═══ Data provided ═══

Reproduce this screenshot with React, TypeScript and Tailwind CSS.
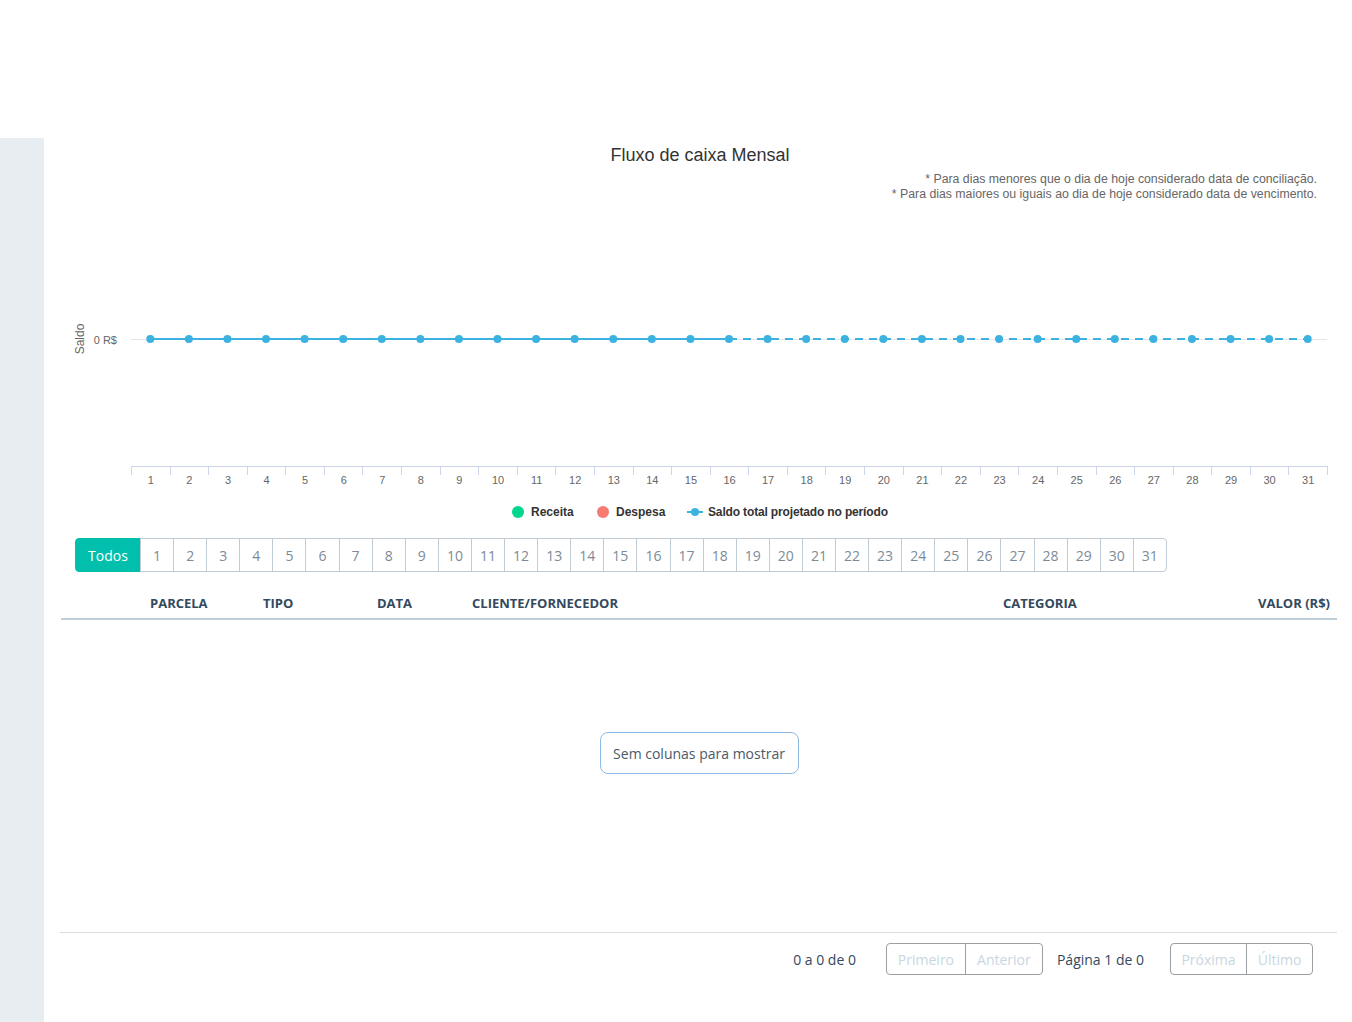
import React from "react";

const DAYS = Array.from({ length: 31 }, (_, i) => i + 1);

// plot area in svg coords (page x - 60, page y - 138)
const PLOT_LEFT = 71;
const PLOT_WIDTH = 1196;
const STEP = PLOT_WIDTH / 31;
const ZERO_Y = 201;
const AXIS_Y = 328;
const TODAY_INDEX = 15;

const px = (i: number) => PLOT_LEFT + (i + 0.5) * STEP;

function CashFlowChart() {
  const solid = DAYS.slice(0, TODAY_INDEX + 1).map((_, i) => `${px(i)},${ZERO_Y}`).join(" ");
  const dashed = DAYS.slice(TODAY_INDEX).map((_, i) => `${px(i + TODAY_INDEX)},${ZERO_Y}`).join(" ");

  return (
    <svg width={1277} height={400} className="block font-['Liberation_Sans',Arial,sans-serif]">
      <text x={640} y={23} textAnchor="middle" fontSize={18} fill="#333">
        Fluxo de caixa Mensal
      </text>
      <text x={1257} y={45} textAnchor="end" fontSize={12.3} fill="#666">
        * Para dias menores que o dia de hoje considerado data de conciliação.
      </text>
      <text x={1257} y={60} textAnchor="end" fontSize={12.3} fill="#666">
        * Para dias maiores ou iguais ao dia de hoje considerado data de vencimento.
      </text>

      <text
        x={0}
        y={0}
        transform={`translate(24 ${ZERO_Y}) rotate(-90)`}
        textAnchor="middle"
        fontSize={12}
        fill="#666"
      >
        Saldo
      </text>
      <text x={57} y={ZERO_Y + 5} textAnchor="end" fontSize={11} fill="#666">
        0 R$
      </text>

      <line x1={PLOT_LEFT} x2={PLOT_LEFT + PLOT_WIDTH} y1={ZERO_Y + 0.5} y2={ZERO_Y + 0.5} stroke="#e6e6e6" />

      <line x1={PLOT_LEFT} x2={PLOT_LEFT + PLOT_WIDTH} y1={AXIS_Y + 0.5} y2={AXIS_Y + 0.5} stroke="#ccd6eb" />
      {Array.from({ length: 32 }, (_, k) => {
        const x = Math.round(PLOT_LEFT + k * STEP) + 0.5;
        return <line key={k} x1={x} x2={x} y1={AXIS_Y} y2={AXIS_Y + 9} stroke="#ccd6eb" />;
      })}
      {DAYS.map((d, i) => (
        <text key={d} x={px(i) + 0.5} y={AXIS_Y + 18} textAnchor="middle" fontSize={11} fill="#666">
          {d}
        </text>
      ))}

      <polyline points={solid} fill="none" stroke="#3cb2e0" strokeWidth={2} />
      <polyline points={dashed} fill="none" stroke="#3cb2e0" strokeWidth={2} strokeDasharray="8 6" />
      {DAYS.map((d, i) => (
        <circle key={d} cx={px(i)} cy={ZERO_Y} r={4} fill="#3cb2e0" />
      ))}

      <g fontSize={12} fontWeight={700} fill="#333">
        <circle cx={458} cy={374} r={6} fill="#00d68f" />
        <text x={471} y={378}>Receita</text>
        <circle cx={543} cy={374} r={6} fill="#f77b72" />
        <text x={556} y={378}>Despesa</text>
        <line x1={627} x2={643} y1={374} y2={374} stroke="#3cb2e0" strokeWidth={2} />
        <circle cx={635} cy={374} r={4} fill="#3cb2e0" />
        <text x={648} y={378} textLength={180}>Saldo total projetado no período</text>
      </g>
    </svg>
  );
}

function DayFilter() {
  return (
    <div className="ml-[15px] flex h-[34px] text-[14px]">
      <button
        type="button"
        className="w-[66px] rounded-l border border-[#00bfad] bg-[#00bfad] text-white"
      >
        Todos
      </button>
      {DAYS.map((d) => (
        <button
          key={d}
          type="button"
          className={`-ml-px w-[34.1px] border border-[#c0ccd6] bg-white text-[#7b8b99] ${
            d === 31 ? "rounded-r" : ""
          }`}
        >
          {d}
        </button>
      ))}
    </div>
  );
}

function Pager() {
  return (
    <div className="flex items-center justify-end pr-[24px] pt-[10px] text-[14px] text-[#34495e]">
      <span>0 a 0 de 0</span>
      <div className="ml-[30px] flex h-[32px] rounded border border-[#9aa0a4]">
        <button type="button" className="w-[78px] text-[#c8d6e2]">Primeiro</button>
        <button type="button" className="w-[77px] border-l border-[#9aa0a4] text-[#c8d6e2]">Anterior</button>
      </div>
      <span className="ml-[14px]">Página 1 de 0</span>
      <div className="ml-[26px] flex h-[32px] rounded border border-[#9aa0a4]">
        <button type="button" className="w-[75px] text-[#c8d6e2]">Próxima</button>
        <button type="button" className="w-[66px] border-l border-[#9aa0a4] text-[#c8d6e2]">Último</button>
      </div>
    </div>
  );
}

export default function App() {
  return (
    <div className="min-h-[1022px] bg-white font-['Open_Sans',sans-serif]">
      <div className="h-[138px]" />
      <div className="flex min-h-[884px]">
        <aside className="w-[44px] shrink-0 bg-[#e8edf1]" />
        <main className="flex-1 pl-[16px] pr-[15px]">
          <CashFlowChart />
          <DayFilter />

          <div className="ml-px mt-[14px]">
            <div className="grid h-[34px] grid-cols-[89px_113px_114px_95px_531px_1fr_auto] items-center border-b-2 border-[#bfcfd9] pt-[4px] text-[13px] font-bold uppercase text-[#34495e]">
              <span />
              <span>Parcela</span>
              <span>Tipo</span>
              <span>Data</span>
              <span>Cliente/Fornecedor</span>
              <span>Categoria</span>
              <span className="pr-[7px]">Valor (R$)</span>
            </div>
            <div className="flex h-[312px] justify-center">
              <div className="mt-[112px] flex h-[42px] w-[199px] items-center justify-center rounded-lg border border-[#8fbbe3] text-[14px] text-[#4a5a6a]">
                Sem colunas para mostrar
              </div>
            </div>
          </div>

          <div className="border-t border-[#dddddd]">
            <Pager />
          </div>
        </main>
      </div>
    </div>
  );
}
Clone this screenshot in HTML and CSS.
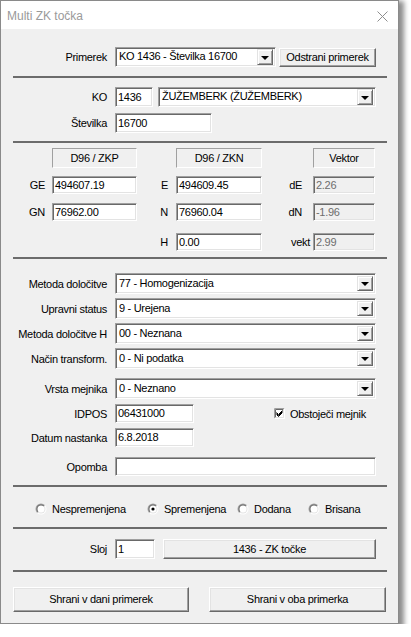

═══

Begin at the first line of the data above and repeat each line exactly, stopping after the line containing "const px = (i: number)". Omit the pictures.

Reproduce this screenshot with React, TypeScript and Tailwind CSS.
import React from "react";

const DAYS = Array.from({ length: 31 }, (_, i) => i + 1);

// plot area in svg coords (page x - 60, page y - 138)
const PLOT_LEFT = 71;
const PLOT_WIDTH = 1196;
const STEP = PLOT_WIDTH / 31;
const ZERO_Y = 201;
const AXIS_Y = 328;
const TODAY_INDEX = 15;

const px = (i: number) => PLOT_LEFT + (i + 0.5) * STEP;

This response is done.